Several advocacy groups and lawmakers have called for Cebull’s resignation, but the judge will probably not face any harsh punitive action, said CNN legal analyst Jeffrey Toobin.

It’s rare and generally very difficult to force federal judges from office. They receive tenure, and the Constitution guarantees they can remain on the bench during good behavior.

The standards for removal are not clear, beyond a violation of civil or criminal law. Congress would have to initiate impeachment proceedings, but the few judges to face that have usually resigned before an outcome.

“The problem is there is almost no remedy for judicial misconduct except by impeachment by the House and removal by the Senate,” Toobin said.

And in Cebull’s case, while the e-mail was out of line, it just wasn’t enough of a big deal to warrant removal, Toobin said.

“All that can happen is he can be embarrassed,” he said.

But he added that Cebull’s action was “deeply appalling” and the judge ought to be humiliated by his own behavior.

Cebull admitted he forwarded from his courthouse account a February 20 message he received from his brother.

“Normally I don’t send or forward a lot of these, but even by my standards, it was a bit touching,” the message said. “I want all of my friends to feel what I felt when I read this. Hope it touches your heart like it did mine.

“A little boy said to his mother, ‘Mommy, how come I’m black and you’re white?’ His mother replied, ‘Don’t even go there Barack! From what I can remember about that party, you’re lucky you don’t bark!'”

Obama is of mixed race.

President George W. Bush named the Billings-based judge to the bench in 2001. He has been chief judge since 2008, overseeing two other full-time district judges, three senior or part-time judges and five magistrates.
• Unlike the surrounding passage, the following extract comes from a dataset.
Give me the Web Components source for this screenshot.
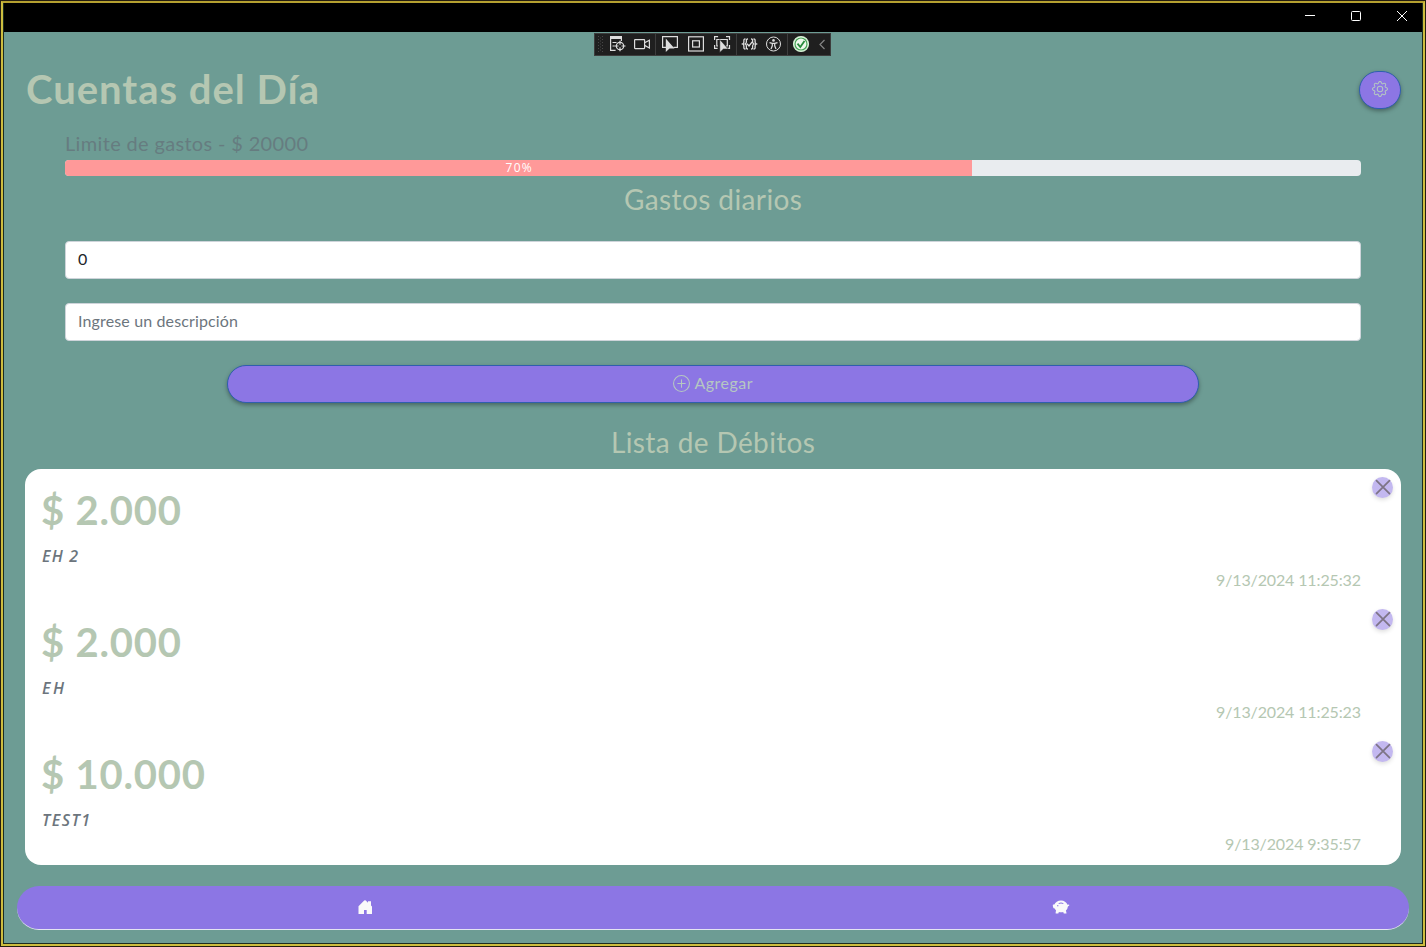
<!DOCTYPE html>
<html lang="es">
<head>
<meta charset="utf-8">
<title>Cuentas del Día</title>
<style>
html,body{margin:0;height:100%;overflow:hidden}
body{font-family:Lato,"Noto Sans",sans-serif;font-size:16px}
</style>
</head>
<body>
<app-window>
  <debug-toolbar slot="overlay"></debug-toolbar>
  <page-header heading="Cuentas del Día"></page-header>
  <spending-limit label="Limite de gastos - $ 20000" percent="70"></spending-limit>
  <section-title style="margin-top:6px" text="Gastos diarios" fit="178"></section-title>
  <text-field style="margin-top:25px" text="0" fit="9"></text-field>
  <text-field style="margin-top:24px" text="Ingrese un descripción" fit="160" placeholder></text-field>
  <add-button></add-button>
  <section-title style="margin-top:22px" text="Lista de Débitos" fit="204"></section-title>
  <debit-list>
    <debit-item amount="$ 2.000" afit="140" note="EH 2" nfit="36" date="9/13/2024 11:25:32" dfit="145"></debit-item>
    <debit-item amount="$ 2.000" afit="140" note="EH" nfit="22" date="9/13/2024 11:25:23" dfit="145"></debit-item>
    <debit-item amount="$ 10.000" afit="164" note="TEST1" nfit="48" date="9/13/2024 9:35:57" dfit="136"></debit-item>
  </debit-list>
  <bottom-nav></bottom-nav>
</app-window>
<script>
class Base extends HTMLElement{
  connectedCallback(){
    this.attachShadow({mode:'open'}).innerHTML=this.view();
  }
  a(n){return this.getAttribute(n)||''}
}
/* Text run whose tracking is tuned to a given width. */
customElements.define('fit-text',class extends Base{
  view(){return `<style>:host{display:inline-block;white-space:nowrap}span{display:inline-block}</style><span>${this.a('text')}</span>`}
  connectedCallback(){
    super.connectedCallback();
    const s=this.shadowRoot.querySelector('span'),n=this.a('text').length,w=+this.a('width');
    const gap=(w-s.getBoundingClientRect().width)/Math.max(1,n-1);
    if(n>1){s.style.letterSpacing=gap+'px';s.style.marginRight=-gap+'px'}
  }
});
customElements.define('app-window',class extends Base{
  view(){return `<style>
  :host{display:block;box-sizing:border-box;width:1426px;height:947px;border:1px solid #241d10;background:#6d9c94}
  .a{box-sizing:border-box;height:945px;border:2px solid #cdbd3f;border-top-color:#b5a030}
  .b{box-sizing:border-box;height:941px;border:1px solid #1c2c20;border-top:0;background:#6d9c94;position:relative}
  .bar{height:29px;background:#000;display:flex;justify-content:flex-end;padding-right:1px}
  .bar svg{width:46px;height:26px;fill:none;stroke:#fff}
  </style><div class="a"><div class="b"><div class="bar">
  <svg viewBox="0 0 46 26"><path d="M22 12.5h10"/></svg>
  <svg viewBox="0 0 46 26"><rect x="22.5" y="8.5" width="9" height="9" rx="1"/></svg>
  <svg viewBox="0 0 46 26"><path d="M22 8l10 10M32 8l-10 10"/></svg>
  </div><slot></slot><slot name="overlay"></slot></div></div>`}
});
customElements.define('debug-toolbar',class extends Base{
  view(){return `<style>
  :host{position:absolute;left:590px;top:30px;width:237px;height:23px;box-sizing:border-box;border:1px solid #3d3d3d;background:#1f1f1f}
  svg{display:block;width:235px;height:21px}</style>
  <svg viewBox="595 34 235 21" fill="none" stroke="#dedede" stroke-width="1.2">
  <path d="M598.5 36v16M602.5 36v16" stroke="#484848" stroke-width="1" stroke-dasharray="1 2"/><path d="M600.5 37.5v14" stroke="#484848" stroke-width="1" stroke-dasharray="1 2"/>
  <path d="M655.5 34v21M736.5 34v21M787.5 34v21" stroke="#3d3d3d" stroke-width="1"/>
  <path d="M610 36h12v3h-12z" fill="#dedede" stroke="none"/><path d="M610.6 38v12.400h5M621.400 38v3M612.500 42.500h4M612.500 46h2"/>
  <circle cx="620" cy="46" r="3.700"/><path d="M620 40.800v4M620 47.200v4M614.500 46h4M621.500 46h4"/>
  <rect x="634.600" y="39.600" width="10" height="9" rx=".5"/><path d="M644.600 42.800l4.800-2.600v7.800l-4.800-2.600"/>
  <path d="M666 47.400h-3.400v-10.800h14.800v10.800h-4"/><path d="M665.800 38.500v13.500l3.700-3.600h5z" fill="#dedede" stroke="none"/>
  <rect x="688.600" y="36.800" width="14.800" height="14.200"/><rect x="692.600" y="40.800" width="6.800" height="6.200"/>
  <path d="M714.600 40v-3.400h3.500M726 36.600h3.500V40M714.600 45v3.400h3M727 48.400h2.500V45"/><path d="M718 46h-1.200v-6.500h10.500V46H726"/><path d="M719.800 39.500v13l3.600-3.500h4.800z" fill="#dedede" stroke="#1f1f1f" stroke-width=".5"/>
  <path d="M745.500 39c-2 0-1.600 1-1.600 3 0 1.300-.5 1.600-1.400 2 .9.400 1.400.7 1.400 2 0 2-.4 3 1.600 3M753.500 39c2 0 1.600 1 1.600 3 0 1.300.5 1.600 1.400 2-.9.400-1.400.7-1.400 2 0 2 .4 3-1.600 3M748 39c-2 0-1.600 1-1.600 3 0 1.300-.5 1.600-1.400 2 .9.400 1.400.7 1.400 2 0 2-.4 3 1.600 3M751 39c2 0 1.600 1 1.600 3 0 1.300.5 1.600 1.400 2-.9.400-1.400.7-1.400 2 0 2 .4 3-1.600 3M747 43.800l2 2.200 3.200-4.200" stroke-width="1.300"/>
  <circle cx="773.500" cy="44" r="7" stroke-width="1"/><circle cx="773.500" cy="40.400" r="1.300" fill="#dedede" stroke="none"/><path d="M769.500 42.600l2.700.8h2.600l2.700-.8M772.300 43.400v2.400l-1.300 3.200M774.700 43.400v2.400l1.300 3.200" stroke-width="1.200"/>
  <circle cx="801" cy="44" r="7.500" fill="#f3fff1" stroke="#d5f0d4"/><circle cx="801" cy="44" r="6" fill="#eef8ec" stroke="#45a255"/><path d="M797.500 43.700l2.800 3.300 4.200-6" stroke="#278b3c" stroke-width="1.800"/>
  <path d="M824.500 40l-4.500 4.500 4.500 4.500" stroke="#858585"/></svg>`}
});
customElements.define('page-header',class extends Base{
  view(){return `<style>
  :host{display:flex;align-items:center;justify-content:space-between;height:60px;padding:28px 21px 0 22px}
  h1{margin:-2px 0 0;font-size:40px;line-height:48px;font-weight:700;color:#b5c7b2}
  button{display:flex;align-items:center;justify-content:center;width:42px;height:38px;padding:0 0 2px;border-radius:19px;border:1px solid #2f5fae;background:#8c76e4;box-shadow:0 2px 4px rgba(0,0,0,.35)}
  </style><h1><fit-text text="${this.a('heading')}" width="293"></fit-text></h1>
  <button aria-label="Ajustes"><svg width="16" height="16" viewBox="0 0 16 16" fill="#b5c7c2"><path d="M8 4.754a3.246 3.246 0 1 0 0 6.492 3.246 3.246 0 0 0 0-6.492M5.754 8a2.246 2.246 0 1 1 4.492 0 2.246 2.246 0 0 1-4.492 0"/><path d="M9.796 1.343c-.527-1.790-3.065-1.790-3.592 0l-.094.319a.873.873 0 0 1-1.255.52l-.292-.16c-1.640-.892-3.433.902-2.540 2.541l.159.292a.873.873 0 0 1-.52 1.255l-.319.094c-1.790.527-1.790 3.065 0 3.592l.319.094a.873.873 0 0 1 .52 1.255l-.16.292c-.892 1.640.901 3.434 2.541 2.540l.292-.159a.873.873 0 0 1 1.255.52l.094.319c.527 1.790 3.065 1.790 3.592 0l.094-.319a.873.873 0 0 1 1.255-.52l.292.16c1.640.893 3.434-.902 2.540-2.541l-.159-.292a.873.873 0 0 1 .52-1.255l.319-.094c1.790-.527 1.790-3.065 0-3.592l-.319-.094a.873.873 0 0 1-.52-1.255l.16-.292c.893-1.640-.902-3.433-2.541-2.540l-.292.159a.873.873 0 0 1-1.255-.52zm-2.633.283c.246-.835 1.428-.835 1.674 0l.094.319a1.873 1.873 0 0 0 2.693 1.115l.291-.16c.764-.415 1.600.42 1.184 1.185l-.159.292a1.873 1.873 0 0 0 1.116 2.692l.318.094c.835.246.835 1.428 0 1.674l-.319.094a1.873 1.873 0 0 0-1.115 2.693l.16.291c.415.764-.42 1.600-1.185 1.184l-.291-.159a1.873 1.873 0 0 0-2.693 1.116l-.094.318c-.246.835-1.428.835-1.674 0l-.094-.319a1.873 1.873 0 0 0-2.692-1.115l-.292.16c-.764.415-1.600-.42-1.184-1.185l.159-.291A1.873 1.873 0 0 0 1.945 8.930l-.319-.094c-.835-.246-.835-1.428 0-1.674l.319-.094A1.873 1.873 0 0 0 3.060 4.377l-.16-.292c-.415-.764.42-1.600 1.185-1.184l.292.159a1.873 1.873 0 0 0 2.692-1.115z"/></svg></button>`}
});
customElements.define('spending-limit',class extends Base{
  view(){return `<style>
  :host{display:block;margin:8px 61px 0}
  .l{font-size:20px;line-height:30px;height:32px;color:#667c80}
  .t{height:16px;border-radius:4px;background:#e9ecef;overflow:hidden}
  .f{height:16px;width:${this.a('percent')}%;background:#ff9999;color:#fff;font:12px/16px "Open Sans",sans-serif;text-align:center}
  fit-text{vertical-align:top}
  </style><div class="l"><fit-text text="${this.a('label')}" width="243"></fit-text></div>
  <div class="t"><div class="f"><fit-text text="${this.a('percent')}%" width="26"></fit-text></div></div>`}
});
customElements.define('section-title',class extends Base{
  view(){return `<style>:host{display:block;height:34px;text-align:center}
  h3{margin:0;font-size:28px;line-height:34px;font-weight:400;color:#b5c7b2}fit-text{vertical-align:top}</style>
  <h3><fit-text text="${this.a('text')}" width="${this.a('fit')}"></fit-text></h3>`}
});
customElements.define('text-field',class extends Base{
  view(){return `<style>:host{display:block;box-sizing:border-box;height:38px;margin:0 61px;padding:5px 12px;border:1px solid #ced4da;border-radius:4px;background:#fff;color:#212529;line-height:24px}
  :host([placeholder]){color:#6c757d}fit-text{vertical-align:top}</style>
  <fit-text text="${this.a('text')}" width="${this.a('fit')}"></fit-text>`}
});
customElements.define('add-button',class extends Base{
  view(){return `<style>:host{display:block;width:972px;margin:24px auto 0}
  button{display:flex;align-items:center;justify-content:center;gap:4px;width:100%;height:38px;box-sizing:border-box;padding:0 0 2px;border:1px solid #2f5fae;border-radius:19px;background:#8c76e4;color:#b5c7c2;font:inherit;line-height:24px;box-shadow:0 2px 4px rgba(0,0,0,.35)}
  </style>
  <button><svg width="17" height="17" viewBox="0 0 16 16" fill="#b5c7c2"><path d="M8 15A7 7 0 1 1 8 1a7 7 0 0 1 0 14m0 1A8 8 0 1 0 8 0a8 8 0 0 0 0 16"/><path d="M8 4a.5.5 0 0 1 .5.5v3h3a.5.5 0 0 1 0 1h-3v3a.5.5 0 0 1-1 0v-3h-3a.5.5 0 0 1 0-1h3v-3A.5.5 0 0 1 8 4"/></svg><fit-text text="Agregar" width="58"></fit-text></button>`}
});
customElements.define('debit-list',class extends Base{
  view(){return `<style>:host{display:block;height:396px;margin:10px 21px 0;border-radius:16px;background:#fff}</style><slot></slot>`}
});
customElements.define('debit-item',class extends Base{
  view(){return `<style>
  :host{display:grid;grid-template-columns:1fr 29px;height:132px;box-sizing:border-box;padding:8px 0 0 16px}
  .m{display:flex;flex-direction:column;padding-right:11px}
  .m fit-text{display:block}
  .v{font-size:40px;line-height:48px;margin-top:9px;height:48px;font-weight:700;color:#b5c7b2}
  .n{font:italic 600 16px/24px "Open Sans",sans-serif;margin-top:10px;padding-left:1px;color:#6c757d}
  .d{line-height:24px;align-self:flex-end;color:#b5c7b2}
  button{width:21px;height:21px;padding:0;border:0;border-radius:50%;background:#c3b8f0;box-shadow:0 2px 4px rgba(0,0,0,.13)}
  svg{display:block}
  </style><div class="m"><div class="v"><fit-text text="${this.a('amount')}" width="${this.a('afit')}"></fit-text></div>
  <div class="n"><fit-text text="${this.a('note')}" width="${this.a('nfit')}"></fit-text></div>
  <div class="d"><fit-text text="${this.a('date')}" width="${this.a('dfit')}"></fit-text></div></div>
  <button aria-label="Eliminar"><svg width="21" height="21" viewBox="0 0 21 21" stroke="#7d7486" stroke-width="1.700" stroke-linecap="round"><path d="M4.500 3.700l13 13M17.500 3.700l-13 13"/></svg></button>`}
});
customElements.define('bottom-nav',class extends Base{
  view(){return `<style>:host{display:grid;grid-template-columns:1fr 1fr;box-sizing:border-box;height:44px;margin:21px 13px 0;border-radius:22px;background:#8c76e4;border-bottom:1px solid #e4e4f2;align-items:center;justify-items:center}
  svg{display:block;fill:#fafafa;margin-bottom:2px}svg+svg{margin-right:1px}</style>
  <svg width="16" height="16" viewBox="0 0 16 16"><path d="M1.500 7.300L7.200 1.600Q8 .9 8.800 1.600L11 3.800V2.200h3v4.200l1 1V15H9.700v-4H7v4H1.500z"/></svg>
  <svg width="18" height="16" viewBox="0 0 18 16"><path fill-rule="evenodd" d="M9 1.500C5.800 1.500 3.200 3.200 2.400 5.600H1.500Q.6 5.700.8 6.800l.3 1.500q.3 1.300 1.600 1.300.5 1 1.300 1.600L3.600 14q0 .5.500.500h2.200l.6-1.600q2.200.5 4.300 0l.6 1.600h2.200q.6 0 .5-.6l-.6-2.400q1.800-1.500 2-4l1.400-1.100-.2-1-1.600.3C14.500 3.200 12 1.500 9 1.500M6.500 4.200q2.500-1.200 5 0l-.3.7q-2.200-.9-4.400 0zM5 6.300h1.400v1H5z"/></svg>`}
});
</script>
</body>
</html>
His chambers have not returned calls from CNN.

Since word of the e-mail became public, Cebull has initiated an ethics complaint against himself and sent Obama a letter of apology.

“I sincerely and profusely apologize to you and your family for the e-mail I forwarded,” Cebull wrote to Obama. “I accept full responsibility; I have no one to blame but myself.

“Honestly, I don’t know what else I can do. Please forgive me and, again, my most sincere apology.”

Cebull told the Billings Gazette that his conduct in court over many years has shown he is not a racist, but he admitted the public got that impression from the e-mail. “And I don’t blame them,” he said.

The judge also separately told the Great Falls Tribune, “The only reason I can explain it to you is I am not a fan of our president, but this goes beyond not being a fan. I didn’t send it as racist, although that’s what it is. I sent it out because it’s anti-Obama.”

In his letter to Alex Kozinski, the chief judge for the 9th Circuit Court of Appeals, Cebull said the e-mail became public after it was forwarded further and eventually reached a Great Falls Tribune reporter. Cebull said he was requesting an inquiry as to whether his actions amount to judicial misconduct.

But several advocacy groups and congressional leaders have already called on Cebull to step down from the bench.

“If he has any respect for his office and for ideals of equality and human dignity on which our country was founded, Judge Cebull will step down today,” said Bob Edgar, president and CEO of the government watchdog group Common Cause. “The message he has acknowledged circulating demonstrates a lack of judicial temperament that ought to disqualify him from further service.”

Edgar said Cebull ought to study the Code of Conduct for U.S. Judges, a set of ethical standards published by the U.S. Judicial Conference which calls on judges “to act at all times in a manner that promotes public confidence in the integrity and impartiality of the judiciary.”

Canon 5 of the code calls on judges to refrain from political activity.

Travis McAdam, executive director of the Montana Human Rights Network, told the Great Falls Tribune that people had called in or e-mailed their anger over Cebull.

“People are really angry and motivated and wanting to do something,” McAdam told the newspaper.

Common Cause has filed a formal ethics complaint with the 9th Circuit. The Montana Human Rights Network plans to do the same.

Toobin said the Cebull case is prickly because Americans take such pride in their judiciary.

“It’s very serious,” he said. “Federal judges generally have been above reproach. They are the crown jewels of the American judicial system.”